Information shown:

☆ ☆ ☆

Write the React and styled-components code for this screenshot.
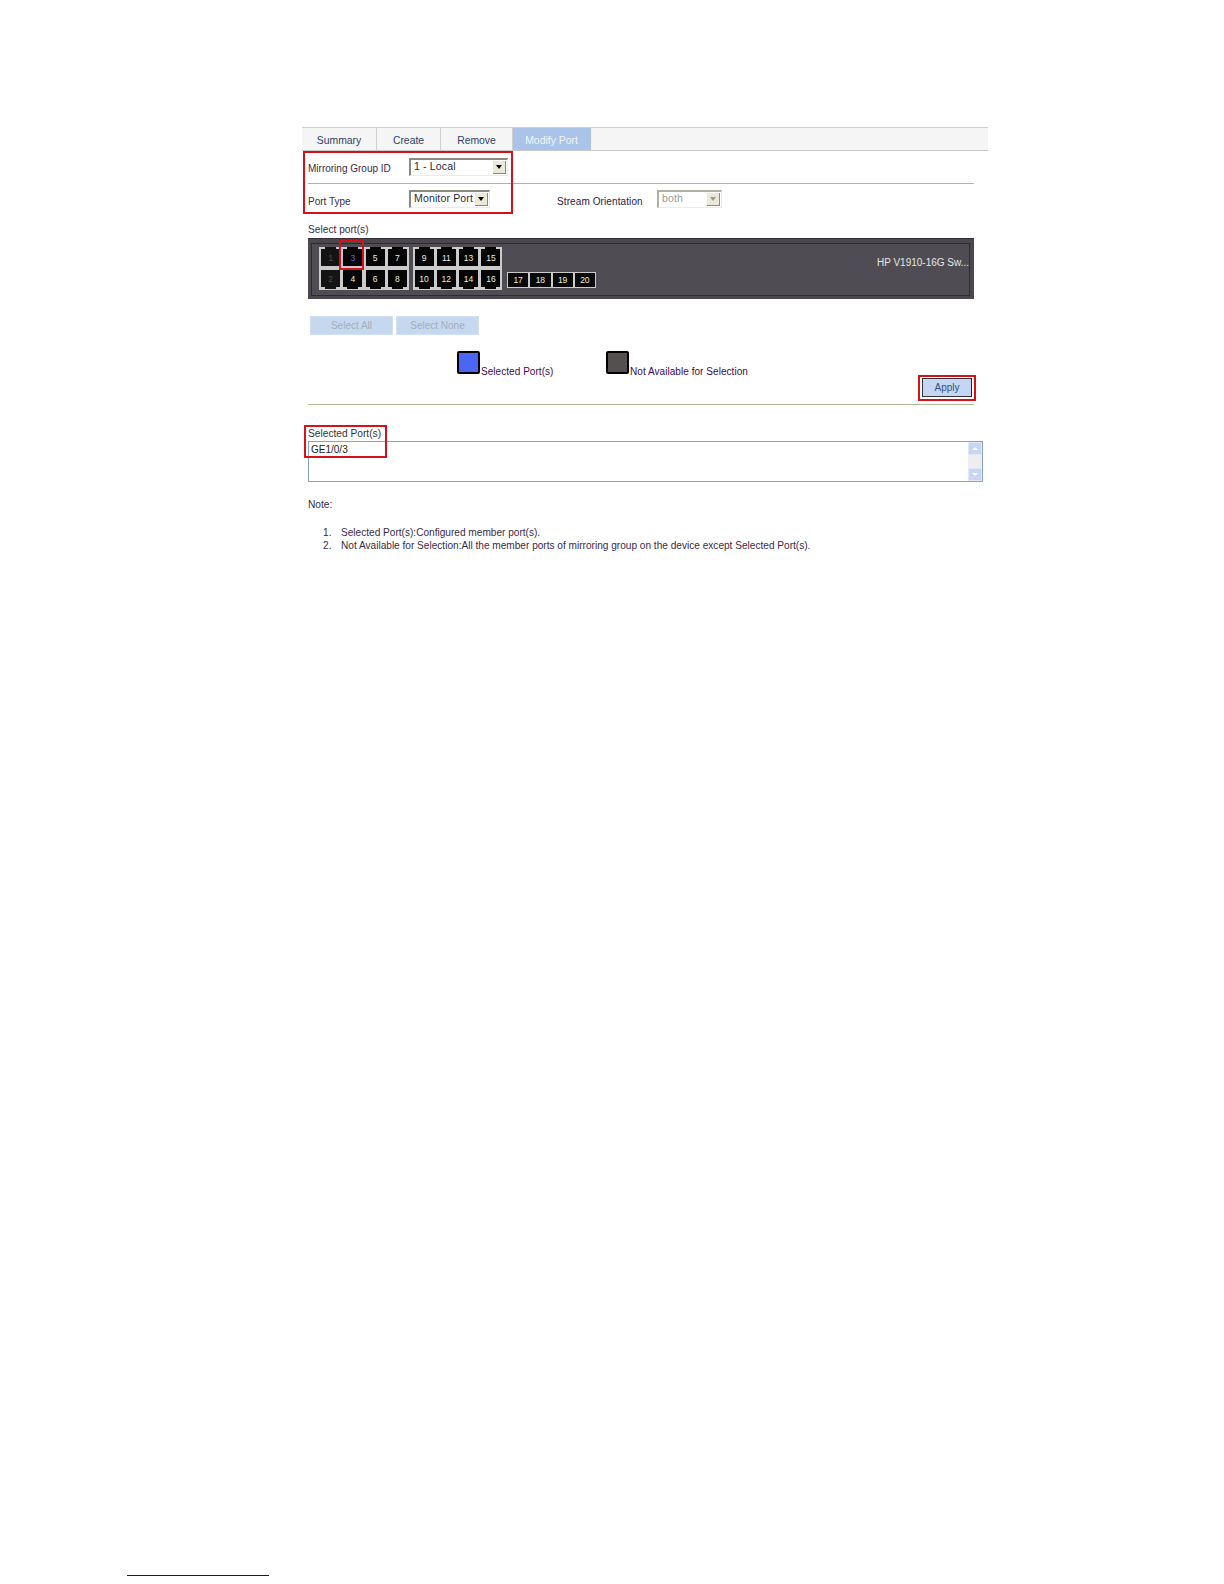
import React from 'react';
import styled, { createGlobalStyle } from 'styled-components';

const GlobalStyle = createGlobalStyle`
  html, body {
    margin: 0;
    padding: 0;
    background: #fff;
    font-family: "Liberation Sans", Arial, sans-serif;
  }
`;

const TABS = ['Summary', 'Create', 'Remove', 'Modify Port'];
const TOP_PORTS = [[1, 3, 5, 7], [9, 11, 13, 15]];
const BOTTOM_PORTS = [[2, 4, 6, 8], [10, 12, 14, 16]];
const SFP_PORTS = [17, 18, 19, 20];
const NOTES = [
  'Selected Port(s):Configured member port(s).',
  'Not Available for Selection:All the member ports of mirroring group on the device except Selected Port(s).',
];

const PortBlock = ({ top, bottom }) => (
  <Block>
    {top.map((n) => (
      <Port key={n} $state={n === 1 ? 'off' : n === 3 ? 'selected' : 'on'}>{n}</Port>
    ))}
    {bottom.map((n) => (
      <Port key={n} $bottom $state={n === 2 ? 'off' : 'on'}>{n}</Port>
    ))}
  </Block>
);

const Select = ({ width, value, disabled }) => (
  <SelectBox $width={width} $disabled={disabled}>
    <SelectValue $disabled={disabled}>{value}</SelectValue>
    <SelectArrow $disabled={disabled} />
  </SelectBox>
);

const App = () => (
  <Page>
    <GlobalStyle />
    <Main>
      <TabBar>
        {TABS.map((t, i) => (
          <Tab key={t} $active={i === 3} $width={[75, 64, 72, 78][i]}>{t}</Tab>
        ))}
      </TabBar>
      <Body>
        <GroupRow>
          <Label>Mirroring Group ID</Label>
          <Select width={99} value="1 - Local" />
        </GroupRow>
        <TypeRow>
          <Label $low>Port Type</Label>
          <Select width={81} value="Monitor Port" />
          <OrientationLabel>Stream Orientation</OrientationLabel>
          <Select width={65} value="both" disabled />
        </TypeRow>
        <SectionLabel>Select port(s)</SectionLabel>
        <Panel>
          <PanelInner>
            <PortBlock top={TOP_PORTS[0]} bottom={BOTTOM_PORTS[0]} />
            <PortBlock top={TOP_PORTS[1]} bottom={BOTTOM_PORTS[1]} />
            <SfpBlock>
              {SFP_PORTS.map((n) => <SfpPort key={n}>{n}</SfpPort>)}
            </SfpBlock>
            <DeviceName>HP V1910-16G Sw...</DeviceName>
          </PanelInner>
        </Panel>
        <ButtonRow>
          <GhostButton>Select All</GhostButton>
          <GhostButton>Select None</GhostButton>
        </ButtonRow>
        <Legend>
          <LegendItem $width={149}>
            <Swatch $color="#4a66f2" />
            <LegendText>Selected Port(s)</LegendText>
          </LegendItem>
          <LegendItem>
            <Swatch $color="#555050" />
            <LegendText>Not Available for Selection</LegendText>
          </LegendItem>
        </Legend>
        <ApplyRow>
          <ApplyButton>Apply</ApplyButton>
        </ApplyRow>
        <Rule />
        <SelectedLabel>Selected Port(s)</SelectedLabel>
        <ListBox>
          <ListText>GE1/0/3</ListText>
          <Scrollbar>
            <ScrollButton />
            <ScrollTrack />
            <ScrollButton $down />
          </Scrollbar>
        </ListBox>
        <NoteTitle>Note:</NoteTitle>
        <NoteList>
          {NOTES.map((note, i) => (
            <NoteItem key={note}>
              <NoteNumber>{i + 1}.</NoteNumber>
              {note}
            </NoteItem>
          ))}
        </NoteList>
      </Body>
      <Highlight $left={1} $top={24} $width={210} $height={63} />
      <Highlight $left={37} $top={113} $width={25} $height={30} />
      <Highlight $thick $left={616} $top={248} $width={58} $height={26} />
      <Highlight $thick $left={2} $top={298} $width={83} $height={33} />
    </Main>
    <FooterRule />
  </Page>
);

const Page = styled.div`
  display: flex;
  flex-direction: column;
  height: 1584px;
  box-sizing: border-box;
  padding-top: 127px;
  padding-bottom: 8px;
  overflow: hidden;
  color: #3a2a4a;
  font-size: 10.2px;
`;

const Main = styled.div`
  position: relative;
  width: 686px;
  margin-left: 302px;
`;

const TabBar = styled.div`
  display: flex;
  height: 22px;
  background: #f5f5f5;
  border-top: 1px solid #cfcfcf;
  border-bottom: 1px solid #c8c8c8;
`;

const Tab = styled.div`
  width: ${(p) => p.$width}px;
  box-sizing: border-box;
  display: flex;
  align-items: center;
  justify-content: center;
  padding-top: 2px;
  font-size: 10.4px;
  color: ${(p) => (p.$active ? '#f1f5fb' : '#2f3f66')};
  background: ${(p) => (p.$active ? '#a9c4e8' : 'transparent')};
  border-right: 1px solid ${(p) => (p.$active ? '#a9c4e8' : '#cfcfcf')};
`;

const Body = styled.div`
  padding: 0 5px 0 6px;
`;

const GroupRow = styled.div`
  display: flex;
  align-items: center;
  width: 666px;
  height: 32px;
  border-bottom: 1px solid #b5b79a;
`;

const TypeRow = styled.div`
  display: flex;
  align-items: center;
  height: 30px;
`;

const Label = styled.span`
  width: 101px;
  font-size: 10px;
  padding-top: ${(p) => (p.$low ? '4px' : '2px')};
`;

const OrientationLabel = styled.span`
  width: 100px;
  margin-left: 67px;
  padding-top: 4px;
  font-size: 10px;
  letter-spacing: 0.1px;
  color: #2a1a4a;
`;

const SelectBox = styled.div`
  width: ${(p) => p.$width}px;
  height: 18px;
  box-sizing: border-box;
  display: flex;
  align-items: stretch;
  justify-content: space-between;
  background: #fff;
  border-top: 2px solid ${(p) => (p.$disabled ? '#b0b0a8' : '#8a8a80')};
  border-left: 2px solid ${(p) => (p.$disabled ? '#b0b0a8' : '#8a8a80')};
  border-right: 1px solid #ecece4;
  border-bottom: 1px solid #ecece4;
`;

const SelectValue = styled.span`
  padding-left: 3px;
  font-size: 10.5px;
  line-height: 13px;
  letter-spacing: 0.15px;
  white-space: nowrap;
  color: ${(p) => (p.$disabled ? '#999' : '#2a2a3a')};
`;

const SelectArrow = styled.span`
  width: 13px;
  margin: 1px;
  box-sizing: border-box;
  display: flex;
  align-items: center;
  justify-content: center;
  background: #ece9d8;
  border-right: 1px solid #888;
  border-bottom: 1px solid #888;
  &::after {
    content: '';
    border-left: 3.5px solid transparent;
    border-right: 3.5px solid transparent;
    border-top: 4px solid ${(p) => (p.$disabled ? '#999' : '#000')};
  }
`;

const SectionLabel = styled.div`
  height: 24px;
  padding-top: 10px;
  box-sizing: border-box;
  line-height: 12px;
`;

const Panel = styled.div`
  width: 666px;
  height: 61px;
  box-sizing: border-box;
  padding: 4px 4px 3px 3px;
  background: #4a484d;
  border-top: 1px solid #33323a;
`;

const PanelInner = styled.div`
  height: 100%;
  box-sizing: border-box;
  display: flex;
  align-items: flex-start;
  gap: 4px;
  padding: 3px 0 0 7px;
  background: #4f4d53;
  border: 1px solid #2c2b30;
`;

const Block = styled.div`
  width: 89.5px;
  height: 43px;
  box-sizing: border-box;
  display: grid;
  grid-template-columns: repeat(4, 19px);
  grid-auto-rows: 17px;
  column-gap: 3.3px;
  row-gap: 4px;
  padding: 2px 0 0 2px;
  background: #cbcbcb;
`;

const Port = styled.div`
  position: relative;
  display: flex;
  align-items: center;
  justify-content: center;
  font-size: 8.5px;
  color: ${(p) => (p.$state === 'off' ? '#4a4a4a' : p.$state === 'selected' ? '#6a60f0' : '#ecece0')};
  background: ${(p) => (p.$state === 'off' ? '#141414' : '#050505')};
  &::before {
    content: '';
    position: absolute;
    left: 4px;
    right: 4px;
    height: 2px;
    background: inherit;
    ${(p) => (p.$bottom ? 'bottom: -2px;' : 'top: -2px;')}
  }
`;

const SfpBlock = styled.div`
  display: flex;
  gap: 2px;
  width: 89px;
  height: 16px;
  margin: 25px 0 0 1px;
  box-sizing: border-box;
  padding: 1px;
  background: #cbcbcb;
`;

const SfpPort = styled.div`
  flex: 1;
  display: flex;
  align-items: center;
  justify-content: center;
  background: #0a0a0a;
  color: #ecedd8;
  font-size: 8.5px;
`;

const DeviceName = styled.div`
  margin-left: auto;
  margin-top: 10px;
  color: #e6e6e6;
  font-size: 10px;
  white-space: nowrap;
`;

const ButtonRow = styled.div`
  display: flex;
  gap: 3px;
  margin: 17px 0 0 2px;
`;

const GhostButton = styled.div`
  width: 83px;
  height: 19px;
  display: flex;
  align-items: center;
  justify-content: center;
  background: #c6d7f0;
  color: #a4aeb8;
  font-size: 10px;
  border: 1px solid #d2e0f4;
  box-sizing: border-box;
`;

const Legend = styled.div`
  display: flex;
  align-items: flex-end;
  margin: 16px 0 0 149px;
`;

const LegendItem = styled.div`
  display: flex;
  align-items: flex-end;
  width: ${(p) => (p.$width ? `${p.$width}px` : 'auto')};
`;

const Swatch = styled.span`
  width: 23px;
  height: 23px;
  box-sizing: border-box;
  margin-right: 1px;
  background: ${(p) => p.$color};
  border: 2px solid #000;
  border-radius: 2px;
`;

const LegendText = styled.span`
  color: #400a4a;
  font-size: 10px;
  letter-spacing: 0.05px;
  line-height: 11px;
  margin-bottom: -3px;
`;

const ApplyRow = styled.div`
  display: flex;
  justify-content: flex-end;
  width: 664px;
  margin-top: 4px;
`;

const ApplyButton = styled.div`
  width: 50px;
  height: 19px;
  box-sizing: border-box;
  display: flex;
  align-items: center;
  justify-content: center;
  font-size: 10px;
  background: #c5d6f5;
  color: #33507a;
  border: 1px solid #333;
  border-right-color: #222;
`;

const Rule = styled.div`
  width: 666px;
  height: 1px;
  margin-top: 7px;
  background: #b5b79a;
`;

const SelectedLabel = styled.div`
  height: 36px;
  box-sizing: border-box;
  padding-top: 23px;
  line-height: 12px;
  color: #333;
`;

const ListBox = styled.div`
  display: flex;
  justify-content: space-between;
  width: 675px;
  height: 41px;
  box-sizing: border-box;
  border: 1px solid #8ba3b8;
`;

const ListText = styled.span`
  padding: 1px 0 0 2px;
  font-size: 10px;
  line-height: 13px;
  color: #222;
`;

const Scrollbar = styled.div`
  display: flex;
  flex-direction: column;
  width: 14px;
`;

const ScrollButton = styled.span`
  height: 13px;
  display: flex;
  align-items: center;
  justify-content: center;
  background: #c8d6f4;
  border: 1px solid #dfe7f8;
  box-sizing: border-box;
  &::after {
    content: '';
    border-left: 3px solid transparent;
    border-right: 3px solid transparent;
    ${(p) => (p.$down ? 'border-top: 3px solid #fff;' : 'border-bottom: 3px solid #fff;')}
  }
`;

const ScrollTrack = styled.span`
  flex: 1;
  background: #eeeeee;
`;

const NoteTitle = styled.div`
  margin-top: 17px;
  line-height: 12px;
`;

const NoteList = styled.div`
  margin-top: 15px;
  padding-left: 15px;
  font-size: 10.1px;
  line-height: 13px;
`;

const NoteItem = styled.div`
  display: flex;
  white-space: nowrap;
`;

const NoteNumber = styled.span`
  width: 18px;
`;

const Highlight = styled.div`
  position: absolute;
  left: ${(p) => p.$left}px;
  top: ${(p) => p.$top}px;
  width: ${(p) => p.$width}px;
  height: ${(p) => p.$height}px;
  box-sizing: border-box;
  border: ${(p) => (p.$thick ? '2.5px' : '2px')} solid #d8101c;
  pointer-events: none;
`;

const FooterRule = styled.div`
  width: 142px;
  height: 1.5px;
  margin: auto 0 0 127px;
  background: #10108a;
`;

export default App;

☆ ☆ ☆

Find the lines containing "React" and list every one of them.

Solution for this problem:
Write the React and styled-components code for this screenshot.
import React from 'react';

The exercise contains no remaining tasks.